For Delivery Hero, Uber’s investment could be interpreted as external validation at a sensitive moment. The company has faced questions over asset complexity, governance, activist pressure and the pace of profitability improvement. A major stake from Uber may help counter a purely negative interpretation of the shareholder churn caused by Prosus’s regulatory sell-down. At the same time, Uber’s presence may raise expectations that Delivery Hero should evaluate strategic options more aggressively, especially if activist investors continue to press for a smaller, more focused operating model.

A smartphone displaying a food delivery app in front of a business district, illustrating Uber’s expanded investment in Delivery Hero.

Market reaction will depend on whether investors view the stake increase as a precursor to a corporate transaction, a long-term financial investment, or a defensive move in a consolidating industry. The immediate share-price gain suggests investors assigned value to the possibility that Uber’s interest could place a floor under sentiment toward Delivery Hero. However, the lack of a stated takeover plan and the explicit reference to the 30% threshold mean the transaction does not provide minority shareholders with a near-term offer premium.

The options over a further 5.6% of shares add another layer of optionality. If exercised or otherwise converted into greater economic exposure, they could move Uber closer to a position with more meaningful influence over strategic decisions. But any increase would be assessed against takeover rules, regulatory conditions and the company’s own disclosure that it does not currently intend to cross the mandatory-offer threshold. Investors will therefore focus on the precise structure of the options, future voting-rights notifications and any additional stake movements by Uber, Aspex or Prosus.

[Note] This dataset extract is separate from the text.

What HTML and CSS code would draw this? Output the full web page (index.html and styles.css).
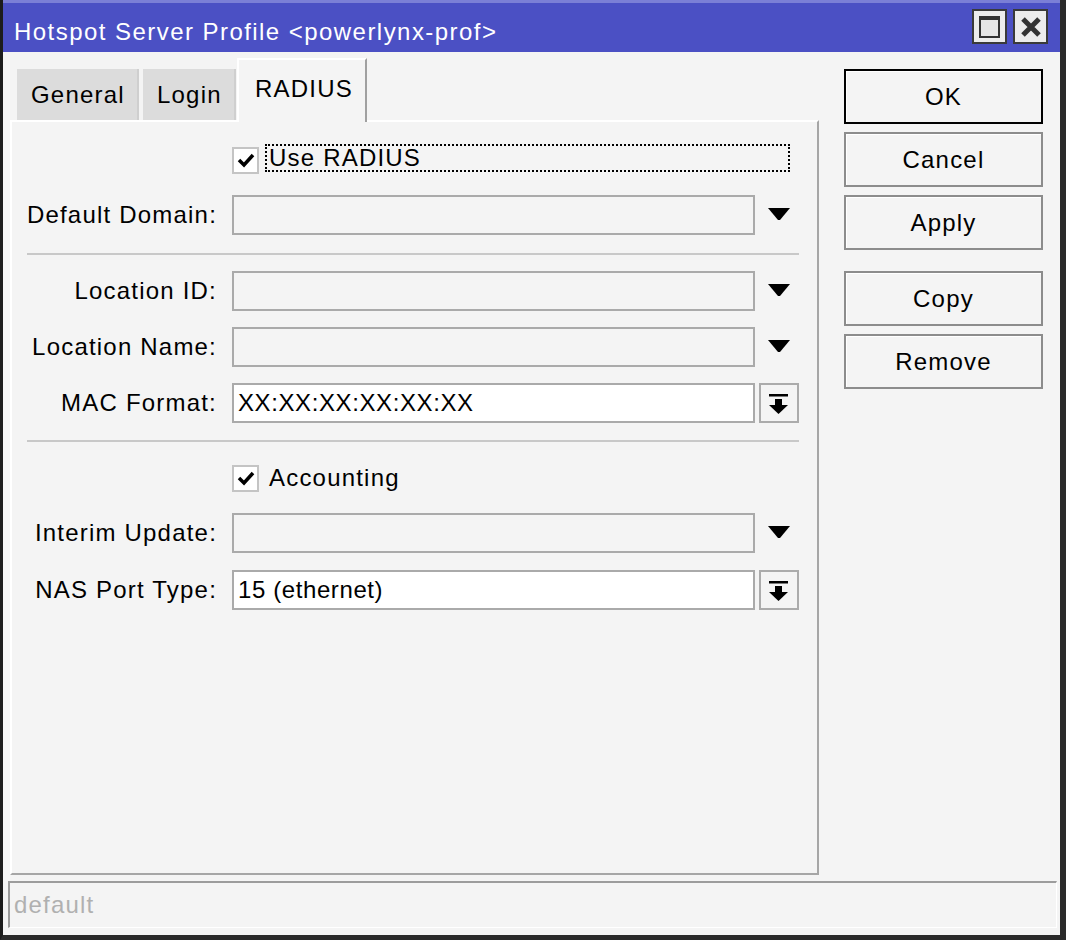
FILE: index.html
```html
<!DOCTYPE html>
<html>
<head>
<meta charset="utf-8">
<link rel="stylesheet" href="styles.css">
</head>
<body>
<div class="window">
  <div class="titlebar">
    <span class="title">Hotspot Server Profile &lt;powerlynx-prof&gt;</span>
    <div class="winbtns">
      <div class="winbtn"><span class="maxicon"></span></div>
      <div class="winbtn">
        <svg width="22" height="22" viewBox="0 0 22 22"><path d="M3 3 L19 19 M19 3 L3 19" stroke="#333" stroke-width="5"/></svg>
      </div>
    </div>
  </div>
  <div class="main">
    <div class="leftcol">
      <div class="tabs">
        <div class="tab t-general">General</div>
        <div class="tab t-login">Login</div>
        <div class="tab active">RADIUS</div>
      </div>
      <div class="panel">
        <div class="row check-row first">
          <span class="spacer"></span>
          <span class="checkbox"><svg width="18" height="16" viewBox="0 0 18 16"><path d="M2 8 L7 13 L16 3" fill="none" stroke="#000" stroke-width="3.5"/></svg></span>
          <span class="check-label focus">Use RADIUS</span>
        </div>
        <div class="row r-dd">
          <label class="lbl">Default Domain:</label>
          <div class="field"></div>
          <div class="arrow"><svg width="22" height="12" viewBox="0 0 22 12"><polygon points="0,0 22,0 12,12 10,12" fill="#000"/></svg></div>
        </div>
        <div class="sep s1"></div>
        <div class="row r-loc">
          <label class="lbl">Location ID:</label>
          <div class="field"></div>
          <div class="arrow"><svg width="22" height="12" viewBox="0 0 22 12"><polygon points="0,0 22,0 12,12 10,12" fill="#000"/></svg></div>
        </div>
        <div class="row r-next">
          <label class="lbl">Location Name:</label>
          <div class="field"></div>
          <div class="arrow"><svg width="22" height="12" viewBox="0 0 22 12"><polygon points="0,0 22,0 12,12 10,12" fill="#000"/></svg></div>
        </div>
        <div class="row r-next">
          <label class="lbl">MAC Format:</label>
          <div class="field white">XX:XX:XX:XX:XX:XX</div>
          <div class="dbtn"><svg width="36" height="36" viewBox="0 0 36 36"><rect x="8" y="9" width="19" height="2.5" fill="#000"/><rect x="14" y="14" width="7" height="7" fill="#000"/><polygon points="8,20 27,20 17.5,29" fill="#000"/></svg></div>
        </div>
        <div class="sep s2"></div>
        <div class="row check-row acc">
          <span class="spacer"></span>
          <span class="checkbox"><svg width="18" height="16" viewBox="0 0 18 16"><path d="M2 8 L7 13 L16 3" fill="none" stroke="#000" stroke-width="3.5"/></svg></span>
          <span class="check-label">Accounting</span>
        </div>
        <div class="row r-int">
          <label class="lbl">Interim Update:</label>
          <div class="field"></div>
          <div class="arrow"><svg width="22" height="12" viewBox="0 0 22 12"><polygon points="0,0 22,0 12,12 10,12" fill="#000"/></svg></div>
        </div>
        <div class="row r-nas">
          <label class="lbl">NAS Port Type:</label>
          <div class="field white">15 (ethernet)</div>
          <div class="dbtn"><svg width="36" height="36" viewBox="0 0 36 36"><rect x="8" y="9" width="19" height="2.5" fill="#000"/><rect x="14" y="14" width="7" height="7" fill="#000"/><polygon points="8,20 27,20 17.5,29" fill="#000"/></svg></div>
        </div>
      </div>
    </div>
    <div class="rightcol">
      <div class="btn ok">OK</div>
      <div class="btn">Cancel</div>
      <div class="btn">Apply</div>
      <div class="btn gap">Copy</div>
      <div class="btn">Remove</div>
    </div>
  </div>
  <div class="statuswrap">
    <div class="status">default</div>
  </div>
</div>
</body>
</html>
```
FILE: styles.css
```css
* { box-sizing: border-box; }
html, body { margin: 0; padding: 0; background: #fff; }
body { font-family: "Liberation Sans", Arial, sans-serif; font-size: 24px; letter-spacing: 1.2px; color: #000; }

.window {
  width: 1066px;
  height: 940px;
  background: #f4f4f4;
  border-left: 3px solid #1c1c1c;
  border-right: 6px solid #2a2a2a;
  border-bottom: 5px solid #2a2a2a;
  display: flex;
  flex-direction: column;
}

.titlebar {
  height: 52px;
  background: #4b50c4;
  border-top: 3px solid #7b7fd6;
  display: flex;
  align-items: center;
  justify-content: space-between;
  padding: 0 12px 0 11px;
  flex: none;
}
.title { color: #fff; font-size: 24px; letter-spacing: 1.45px; margin-top: 8px; }
.winbtns { display: flex; gap: 6px; margin-top: -2px; }
.winbtn {
  width: 35px;
  height: 35px;
  background: #ececec;
  border: 2px solid #3a3a3a;
  display: flex;
  align-items: center;
  justify-content: center;
}
.maxicon {
  width: 21px;
  height: 22px;
  border: 2px solid #333;
  border-top-width: 4px;
  background: #e6e6e6;
}

.main {
  display: flex;
  padding: 6px 0 0 7px;
  flex: none;
}
.leftcol { width: 809px; display: flex; flex-direction: column; }

.tabs {
  height: 62px;
  display: flex;
  align-items: flex-end;
  padding-left: 7px;
  position: relative;
  z-index: 1;
}
.tab {
  height: 51px;
  background: #dcdcdc;
  border-right: 2px solid #cfcfcf;
  display: flex;
  align-items: center;
  padding-left: 14px;
  font-size: 24px;
  flex: none;
}
.t-general { width: 122px; }
.t-login { width: 93px; margin-left: 4px; }
.tab.active {
  width: 130px;
  margin-left: 1px;
  height: 64px;
  margin-bottom: -2px;
  background: #f4f4f4;
  border-top: 2px solid #fff;
  border-left: 2px solid #fff;
  border-right: 2px solid #a0a0a0;
  padding: 0 0 4px 16px;
}

.panel {
  height: 755px;
  border-top: 2px solid #fff;
  border-left: 2px solid #fff;
  border-right: 2px solid #a6a6a6;
  border-bottom: 2px solid #a6a6a6;
  padding-top: 18px;
}

.row { display: flex; align-items: center; height: 40px; }
.lbl { width: 213px; text-align: right; padding-right: 2px; flex: none; white-space: nowrap; }
.spacer { width: 220px; flex: none; }
.field {
  margin-left: 7px;
  width: 523px;
  height: 40px;
  border: 2px solid #aaaaaa;
  background: #f4f4f4;
  padding: 0 0 0 4px;
  display: flex;
  align-items: center;
  flex: none;
  letter-spacing: 0.6px;
}
.lbl { width: 210px; padding-right: 5px; }
.field { margin-left: 10px; }
.field.white { background: #fff; }
.arrow {
  width: 44px;
  display: flex;
  justify-content: center;
  padding-left: 4px;
  margin-top: -2px;
}
.dbtn {
  margin-left: 4px;
  width: 40px;
  height: 40px;
  border: 2px solid #ababab;
  background: #f4f4f4;
  display: flex;
  align-items: center;
  justify-content: center;
}

.checkbox {
  width: 27px;
  height: 27px;
  border: 2px solid #c4c4c4;
  background: #fff;
  display: flex;
  align-items: center;
  justify-content: center;
  flex: none;
}
.check-label { margin-left: 8px; padding-left: 2px; }
.check-label.focus {
  width: 525px;
  height: 28px;
  border: 2px dotted #000;
  line-height: 24px;
  margin-left: 6px;
  margin-top: -4px;
}

.r-dd { margin-top: 15px; }
.sep { margin: 17px 0 0 15px; width: 772px; height: 2px; background: #c8c8c8; }
.s1 { margin-top: 18px; }
.r-loc { margin-top: 16px; }
.r-next { margin-top: 16px; }
.s2 { margin-top: 17px; }
.acc { margin-top: 16px; }
.r-int { margin-top: 15px; }
.r-nas { margin-top: 17px; }

.rightcol {
  margin-left: 25px;
  width: 199px;
  padding-top: 11px;
  display: flex;
  flex-direction: column;
}
.btn {
  height: 55px;
  border: 2px solid #8c8c8c;
  box-shadow: inset 1px 1px 0 #fff;
  background: #f4f4f4;
  display: flex;
  align-items: center;
  justify-content: center;
  margin-bottom: 8px;
}
.btn.ok { border-color: #000; margin-bottom: 8px; }
.btn.gap { margin-top: 13px; }

.statuswrap {
  padding: 6px 0 0 5px;
  flex: none;
}
.status {
  width: 1049px;
  height: 47px;
  border-top: 2px solid #9c9c9c;
  border-left: 2px solid #9c9c9c;
  border-right: 1px solid #fff;
  border-bottom: 1px solid #fff;
  color: #b0b0b0;
  padding-left: 4px;
  display: flex;
  align-items: center;
}
```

Delivery Hero’s June 23 annual general meeting is the next major governance milestone. The meeting will take place after a period of rapid shareholder repositioning and amid public pressure from Aspex. Questions likely to dominate investor attention include whether management can defend its current strategy, whether activists can build support for more radical changes, and whether Uber’s larger holding affects the balance of influence among major shareholders. Even without a formal bid, Uber’s position may shape expectations around what strategic decisions are credible or likely.

The broader business significance is that food delivery remains in a phase of strategic reset. The sector’s early growth model relied on rapid market entry, consumer subsidies and operational density. As public investors demanded profitability, platforms began reassessing where they could win and where capital would be better deployed elsewhere. Delivery Hero’s international footprint, Uber’s global delivery ambitions, Prosus’s forced sell-down and Aspex’s activist campaign all converge around the same core question: which companies will control the most attractive local commerce networks as the industry matures?

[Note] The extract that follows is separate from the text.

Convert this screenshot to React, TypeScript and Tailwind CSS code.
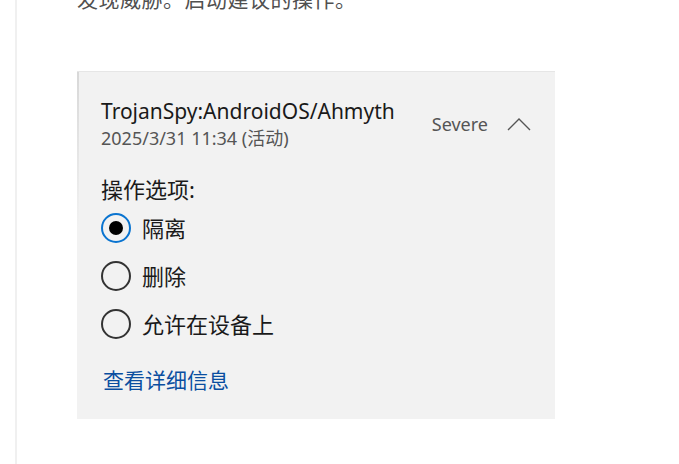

For now, Uber has stopped short of a full takeover signal. Its filing indicates no current intention to exceed 30%, and the company has not offered additional public comment. But its new status as Delivery Hero’s biggest shareholder changes the market narrative around the German group. Delivery Hero is no longer simply a company dealing with an activist campaign and a forced exit by a legacy shareholder. It is now a strategic asset in which one of the world’s largest mobility and delivery platforms has taken a major position.

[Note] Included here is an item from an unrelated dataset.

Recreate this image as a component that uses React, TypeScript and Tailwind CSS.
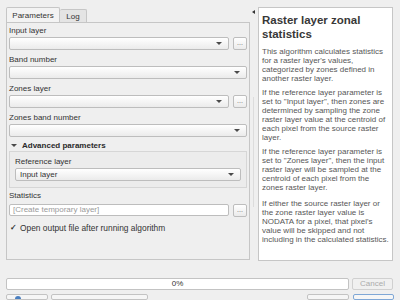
import React from "react";

function Arrow() {
  return <div className="h-0 w-0 border-x-[3px] border-t-[3px] border-x-transparent border-t-[#4a4a4a]" />;
}

function Combo({ text = "", className = "" }: { text?: string; className?: string }) {
  return (
    <div
      className={`flex h-[13px] items-center rounded-[2px] border border-[#bdbdbd] bg-linear-to-b from-[#ffffff] to-[#ebebeb] pl-[4px] pr-[6px] ${className}`}
    >
      <span className="flex-1 text-[8px] leading-[11px] text-[#333333]">{text}</span>
      <Arrow />
    </div>
  );
}

function Dots({ className = "" }: { className?: string }) {
  return (
    <div
      className={`flex h-[13px] w-[14px] items-end justify-center rounded-[2px] border border-[#bdbdbd] bg-linear-to-b from-[#ffffff] to-[#ebebeb] pb-[3px] text-[7px] leading-[7px] text-[#666] ${className}`}
    >
      ...
    </div>
  );
}

function Label({ children }: { children: React.ReactNode }) {
  return <div className="flex h-[14px] items-center pt-[2px] text-[8px] text-[#333333]">{children}</div>;
}

const para1 = [
  "This algorithm calculates statistics",
  "for a raster layer's values,",
  "categorized by zones defined in",
  "another raster layer.",
];
const para2 = [
  "If the reference layer parameter is",
  'set to "Input layer", then zones are',
  "determined by sampling the zone",
  "raster layer value at the centroid of",
  "each pixel from the source raster",
  "layer.",
];
const para3 = [
  "If the reference layer parameter is",
  'set to "Zones layer", then the input',
  "raster layer will be sampled at the",
  "centroid of each pixel from the",
  "zones raster layer.",
];
const para4 = [
  "If either the source raster layer or",
  "the zone raster layer value is",
  "NODATA for a pixel, that pixel's",
  "value will be skipped and not",
  "including in the calculated statistics.",
];

function Para({ lines, className = "" }: { lines: string[]; className?: string }) {
  return (
    <div className={`text-[8px] leading-[9px] text-[#575757] ${className}`}>
      {lines.map((l, i) => (
        <div key={i} className="whitespace-nowrap">
          {l}
        </div>
      ))}
    </div>
  );
}

export default function App() {
  return (
    <div className="flex h-[300px] w-[400px] flex-col overflow-hidden bg-[#efefef] font-['Liberation_Sans',sans-serif]">
      <div className="h-[3px] bg-[#3b3a36]" />
      <div className="flex h-[261px] pl-[6px] pt-[7px]">
        {/* left column */}
        <div className="flex w-[244px] flex-col">
          <div className="flex h-[15px] items-end">
            <div className="flex h-[15px] w-[54px] items-center justify-center rounded-t-[2px] border border-b-0 border-[#c6c6c6] bg-[#f3f3f3] pt-[1px] text-[8px] text-[#333333]">
              Parameters
            </div>
            <div className="flex h-[13px] w-[27px] items-center justify-center rounded-t-[2px] border border-b-0 border-l-0 border-[#c6c6c6] bg-[#e4e4e4] pt-[1px] text-[8px] text-[#333333]">
              Log
            </div>
          </div>
          <div className="flex h-[238px] flex-col border border-[#c6c6c6] bg-[#efefef] pl-[2px] pr-[2px]">
            <Label>Input layer</Label>
            <div className="flex gap-[4px]">
              <Combo className="flex-1" />
              <Dots />
            </div>
            <div className="h-[2px]" />
            <Label>Band number</Label>
            <Combo />
            <div className="h-[2px]" />
            <Label>Zones layer</Label>
            <div className="flex gap-[4px]">
              <Combo className="flex-1" />
              <Dots />
            </div>
            <div className="h-[2px]" />
            <Label>Zones band number</Label>
            <Combo />
            <div className="flex h-[14px] items-center gap-[5px] pl-[2px] pt-[3px]">
              <Arrow />
              <span className="text-[8px] font-bold text-[#2a2a2a]">Advanced parameters</span>
            </div>
            <div className="flex h-[37px] flex-col border border-[#d6d6d6] bg-[#ececec] pl-[5px] pr-[5px] pt-[2px]">
              <Label>Reference layer</Label>
              <Combo text="Input layer" />
            </div>
            <Label>Statistics</Label>
            <div className="mt-[2px] flex gap-[4px]">
              <div className="flex h-[12px] flex-1 items-center rounded-[2px] border border-[#bdbdbd] bg-white pl-[3px] text-[8px] text-[#9a9a9a]">
                [Create temporary layer]
              </div>
              <Dots className="h-[12px]" />
            </div>
            <div className="mt-[5px] flex h-[12px] items-center gap-[2px]">
              <span className="flex h-[9px] w-[9px] items-center justify-center text-[8px] font-bold leading-none text-[#333]">
                ✓
              </span>
              <span className="text-[8.4px] text-[#333333]">Open output file after running algorithm</span>
            </div>
          </div>
        </div>
        {/* splitter */}
        <div className="relative w-[8px]">
          <div className="absolute left-[2px] top-[3px] h-0 w-0 border-y-[2px] border-r-[3px] border-y-transparent border-r-[#333]" />
          <div className="absolute left-[3px] top-[90px] h-[110px] w-[1px] bg-[#dcdcdc]" />
        </div>
        {/* right panel */}
        <div className="flex h-[254px] w-[135px] flex-col border border-[#c6c6c6] bg-white pl-[3px] pt-[5px]">
          <div className="text-[11.5px] font-bold leading-[14px] text-[#383838]">
            <div className="whitespace-nowrap">Raster layer zonal</div>
            <div className="whitespace-nowrap">statistics</div>
          </div>
          <Para lines={para1} className="mt-[6px]" />
          <Para lines={para2} className="mt-[5px]" />
          <Para lines={para3} className="mt-[5px]" />
          <Para lines={para4} className="mt-[7px]" />
        </div>
      </div>
      {/* progress row */}
      <div className="mt-[17px] flex h-[12px] gap-[3px] px-[6px]">
        <div className="flex w-[343px] items-center justify-center rounded-[2px] border border-[#c3c3c3] bg-white text-[8px] text-[#333333]">
          0%
        </div>
        <div className="flex w-[41px] items-center justify-center rounded-[2px] border border-[#d0d0d0] bg-[#f0f0f0] text-[8px] text-[#ababab]">
          Cancel
        </div>
      </div>
      {/* button row */}
      <div className="mt-[4px] flex h-[18px] px-[6px]">
        <div className="flex w-[42px] items-start rounded-[2px] border border-[#c3c3c3] bg-[#f6f6f6] pl-[8px] pt-[1px]">
          <div className="h-[3px] w-[6px] rounded-t-full bg-[#4a7fc0]" />
        </div>
        <div className="ml-[3px] w-[97px] rounded-[2px] border border-[#c3c3c3] bg-[#f6f6f6]" />
        <div className="flex-1" />
        <div className="w-[42px] rounded-[2px] border border-[#c3c3c3] bg-[#f6f6f6]" />
        <div className="ml-[4px] w-[41px] rounded-[2px] border border-[#7fa7d6] bg-[#f6f6f6]" />
      </div>
    </div>
  );
}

That makes the investment a market-moving development for the general business audience: it touches cross-border platform competition, European antitrust policy, shareholder activism and the next phase of delivery-sector consolidation. The immediate issue is ownership. The larger question is whether Uber’s stake becomes a passive bet on Delivery Hero’s recovery, a lever for influence over the company’s direction, or the first step in a longer strategic repositioning of global food-delivery assets.